Ada satu adegan yang menarik di film ini. Ada sebuah grup di mana para korban pelecehan seksual itu berkumpul. Phil Saviano adalah ketua perkumpulan tersebut. Dia juga menceritakan hal apa saja yang telah dilakukan oleh para pastor tersebut ketika dia masih kecil kepada tim Spotlight. Saviano kecil menganggap pastor adalah orang baik, semacam perwakilan Tuhan di dunia. Pelaku, yang notabene jauh lebih tua secara usia, dan dianggap lebih paham dalam hal pengetahuan agama, memposisikan dirinya sebagai orang suci yang jauh dari dosa, dan ‘dekat’ dengan Tuhan. Melalui akses inilah otak cabul para pemuka agama itu bekerja memperdaya para calon korban yang usianya jauh di bawah mereka, dan pengetahuan agamanya masih jauh dari cukup.

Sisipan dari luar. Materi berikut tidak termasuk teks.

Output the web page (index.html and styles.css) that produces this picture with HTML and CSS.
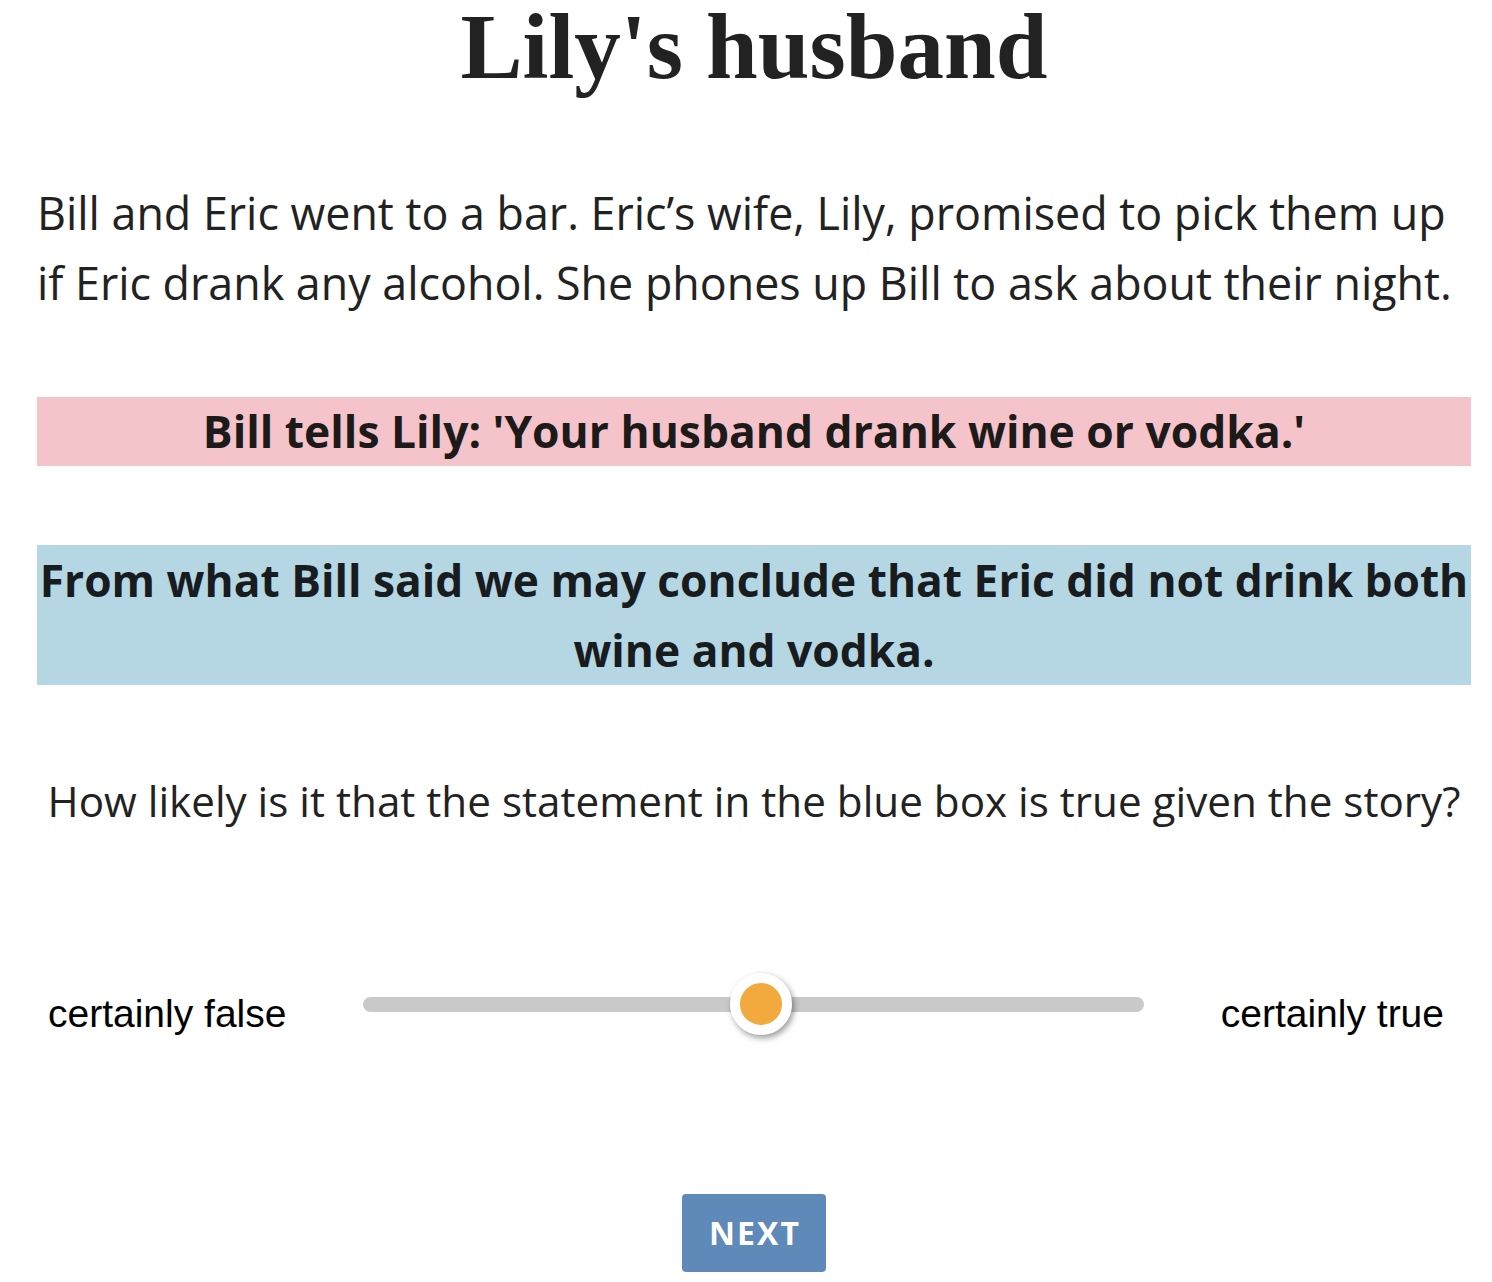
FILE: index.html
```html
<!DOCTYPE html>
<html lang="en">
<head>
<meta charset="utf-8">
<title>Lily's husband</title>
<link rel="stylesheet" href="styles.css">
</head>
<body>
<main class="page">
  <h1 class="title">Lily's husband</h1>
  <p class="story">Bill and Eric went to a bar. Eric’s wife, Lily, promised to pick them up if Eric drank any alcohol. She phones up Bill to ask about their night.</p>
  <div class="utterance">Bill tells Lily: 'Your husband drank wine or vodka.'</div>
  <div class="statement">From what Bill said we may conclude that Eric did not drink both wine and vodka.</div>
  <p class="question">How likely is it that the statement in the blue box is true given the story?</p>
  <div class="slider-row">
    <span class="label">certainly false</span>
    <div class="track">
      <div class="thumb" style="left: 51%;"></div>
    </div>
    <span class="label">certainly true</span>
  </div>
  <div class="actions">
    <button class="next" type="button">NEXT</button>
  </div>
</main>
</body>
</html>
```

FILE: styles.css
```css
html, body {
  margin: 0;
  padding: 0;
  background: #ffffff;
}

.page {
  width: 1434px;
  margin-left: 37px;
  color: #222222;
  font-family: "Open Sans", "Noto Sans", sans-serif;
}

.title {
  margin: 0;
  font-family: "Liberation Serif", "Times New Roman", serif;
  font-weight: 700;
  font-size: 93px;
  line-height: 94px;
  text-align: center;
  color: #222222;
}

.story {
  margin: 84px 0 0 0;
  font-size: 44.8px;
  line-height: 70px;
}

.utterance {
  margin-top: 79px;
  background: #f5c3ca;
  font-weight: 700;
  font-size: 44.4px;
  line-height: 69px;
  text-align: center;
  color: #1d1a1a;
}

.statement {
  margin-top: 79px;
  background: #b4d7e3;
  font-weight: 700;
  font-size: 44.3px;
  line-height: 70px;
  text-align: center;
  color: #181c1f;
}

.question {
  margin: 86px 0 0 0;
  font-size: 42.2px;
  line-height: 60px;
  text-align: center;
}

.slider-row {
  margin-top: 142px;
  display: grid;
  grid-template-columns: auto 1fr auto;
  column-gap: 77px;
  align-items: center;
  height: 62px;
  padding: 0 27px 0 11px;
}

.label {
  font-family: "Liberation Sans", Arial, sans-serif;
  font-size: 39px;
  color: #000000;
  position: relative;
  top: 10px;
}

.track {
  position: relative;
  height: 15px;
  border-radius: 8px;
  background: #c9c9c9;
}

.thumb {
  position: absolute;
  top: 50%;
  width: 42px;
  height: 42px;
  margin-left: -31px;
  margin-top: -31px;
  border: 10px solid #ffffff;
  border-radius: 50%;
  background: #f2a93d;
  box-shadow: 2px 3px 6px rgba(0, 0, 0, 0.4);
}

.actions {
  margin-top: 159px;
  display: flex;
  justify-content: center;
}

.next {
  width: 144px;
  height: 78px;
  border: none;
  border-radius: 4px;
  background: #5e89b8;
  color: #ffffff;
  font-family: "Open Sans", "Noto Sans", sans-serif;
  font-weight: 700;
  font-size: 32px;
  letter-spacing: 2px;
  padding: 0 0 2px 2px;
}
```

“I was eleven. And I was preyed upon by father David Holly in Wester. And I don’t mean ‘prayed for’, I mean ‘preyed upon’.”

Awalnya, saya menduga cerita dalam film ini akan disajikan secara rumit, dan dengan alur cerita yang membosankan. Tapi ternyata dugaan saya salah, kerumitan yang muncul di film ini ternyata tidak se-complicated yang saya perkirakan. Kerumitan yang masih relatif mudah dipahami. Sekalipun film ini mengusung tema yang sensitif tapi alur ceritanya tetap nyaman untuk diikuti.

Spotlight menunjukkan bagaimana kerja yang sesungguhnya di dunia jurnalistik itu. Tom McCarthy memotret kinerja institusi media dengan sangat cermat. Usaha jurnalisme dalam menggali dan membawa ketidakadilan ke pusat perhatian publik terasa sangat tajam di film ini. Semua tersaji dalam takaran yang tepat, rapi, sistematis, dan proporsional, tanpa kesan eksploitatif yang berlebihan atau kurang sopan. Spotlight menggarisbawahi salah satu fungsi media sebagai alat kontrol sosial. Jika ada kejahatan dan terjadi secara sistemik, IMHO, sudah selayaknya medialah yang harus menjadi pencerahnya, bukan malah ikut bermufakat dengan golongan pelaku kejahatan.

Mengubah budaya tertentu memang bukan hal yang mudah, tapi jika memang diperlukan, ya harus dilakukan.